La presente sezione, a cura di Giulio Corato, si pone l’obiettivo di creare un tavolo di confronto sul metodo giuridico e, più in particolare, sul metodo dell’interpretazione giuridica, nella strenua convinzione che l’attività interpretativa, quantunque caratterizzata da una fisiologica discrezionalità, presenti nondimeno ampi profili suscettibili di controllo finalizzato a vagliare la correttezza dei risultati ottenuti.
Il sistema delle fonti c.d. multilivello, in uno con un frequente approccio alle problematiche giuridiche forse eccessivamente casistico e privo di apprezzamenti “di sistema”, rafforza, ad avviso di chi scrive, l’esigenza di uno studio ex professo del modo con cui dai testi si estraggono le norme giuridiche. La complessità dell’ordinamento moderno aumenta infatti esponenzialmente il rischio che anche l’interpretazione – oltrechè la legge, secondo il noto insegnamento del Leviatano – divenga una mera questione di auctoritas non controllabile razionalmente.
Se è vero dunque che dalla filosofia greca in poi non esiste conoscenza che possa dirsi indipendente dal modo in cui viene ottenuta, ecco che, per evitare di perdersi nell’“opinione” giuridica più precaria, nella doxa ed ottenere invece una certezza “ragionevole” occorre methodos, ossia una via, un’insieme di regole che consenta di ragionare sul corretto uso degli argomenti giuridici. Come è stato autorevolmente affermato, l’individuazione del significato di certi documenti normativi avviene pur sempre in un contesto storico-culturale caratterizzato da regole e abitudini interpretative l’aderenza alle quali rende l’individuazione stessa non criticabile. Tuttavia, il contenuto di tali regole e abitudini è sovente poco problematizzato; ciò che determina un uso di talune etichette come minimo disinvolto – si pensi alla c.d. interpretazione conforme – e comunque tale da renderle vere e proprie scatole vuote, apparentemente idonee a giustificare i più bizzarri assunti, figli invero delle soggettive, reali e criptiche convinzioni di fondo degli interpreti.
Un simile lavoro per tentare di recuperare, sul piano scientifico, ciò che forse è superato, ciò che forse è demodé rispetto a più “evolute” visioni scettiche dell’interpretazione giuridica ma che in definitiva costituisce, a parere del sottoscritto, la fonte prima di legittimazione della funzione giurisdizionale nel nostro ordinamento: l’idea che quanto si statuisce in diritto possa essere “controllato” e, almeno in certa misura, “verificato”.

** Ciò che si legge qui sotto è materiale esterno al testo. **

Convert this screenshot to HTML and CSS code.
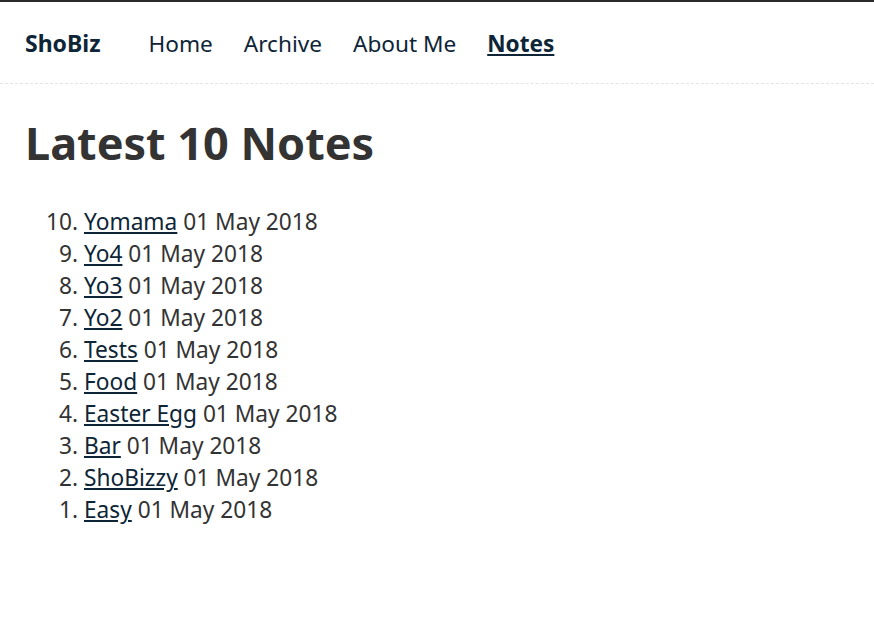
FILE: index.html
```html
<!DOCTYPE html>
<html>
<head>
<meta charset="utf-8">
<link rel="stylesheet" href="styles.css">
</head>
<body>
<header class="site-header">
  <nav class="nav">
    <a class="brand" href="#">ShoBiz</a>
    <a class="nav-link" href="#">Home</a>
    <a class="nav-link" href="#">Archive</a>
    <a class="nav-link" href="#">About Me</a>
    <a class="nav-link active" href="#">Notes</a>
  </nav>
</header>
<main class="content">
  <h1 class="title">Latest 10 Notes</h1>
  <ol class="notes" reversed>
    <li><a href="#">Yomama</a> 01 May 2018</li>
    <li><a href="#">Yo4</a> 01 May 2018</li>
    <li><a href="#">Yo3</a> 01 May 2018</li>
    <li><a href="#">Yo2</a> 01 May 2018</li>
    <li><a href="#">Tests</a> 01 May 2018</li>
    <li><a href="#">Food</a> 01 May 2018</li>
    <li><a href="#">Easter Egg</a> 01 May 2018</li>
    <li><a href="#">Bar</a> 01 May 2018</li>
    <li><a href="#">ShoBizzy</a> 01 May 2018</li>
    <li><a href="#">Easy</a> 01 May 2018</li>
  </ol>
</main>
</body>
</html>
```
FILE: styles.css
```css
html, body {
  margin: 0;
  padding: 0;
  background: #fff;
}
body {
  font-family: "Noto Sans", "Open Sans", sans-serif;
  color: #333;
  font-size: 22.7px;
  border-top: 2px solid #2b2b2b;
}
.site-header {
  border-bottom: 1px dashed #e4e4e4;
}
.nav {
  display: flex;
  height: 81px;
  align-items: center;
  padding: 1px 25px 0;
  box-sizing: border-box;
}
.nav a {
  color: #0d2537;
  text-decoration: none;
}
.brand {
  font-weight: 700;
  font-size: 23px;
  margin-right: 48px;
}
.nav-link {
  font-size: 22.6px;
  margin-right: 31px;
}
.nav-link.active {
  font-weight: 700;
  text-decoration: underline !important;
}
.content {
  padding: 0 25px;
}
.title {
  font-size: 45px;
  font-weight: 700;
  margin: 31px 0 35px;
  line-height: 56px;
}
.notes {
  margin: 0;
  padding-left: 59px;
  line-height: 32px;
}
.notes a {
  color: #0d2537;
  text-decoration: underline;
}
```
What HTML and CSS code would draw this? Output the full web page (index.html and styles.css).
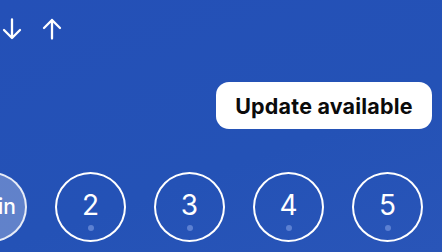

Tale idea guida di certo non pone quale intenzione o scopo del lavoro qui da svolgersi – né potrebbe in alcun modo – il fornire chissà quali concludenti criteri di verità o di correttezza dell’interpretazione giuridica; essa tuttavia – molto più semplicemente – impone, ove condivisa, di considerare scopo di un siffatto lavoro quello di sollevare problemi di verità mediante l’attento apprezzamento delle condizioni di liceità sottostanti ogni tecnica interpretativa.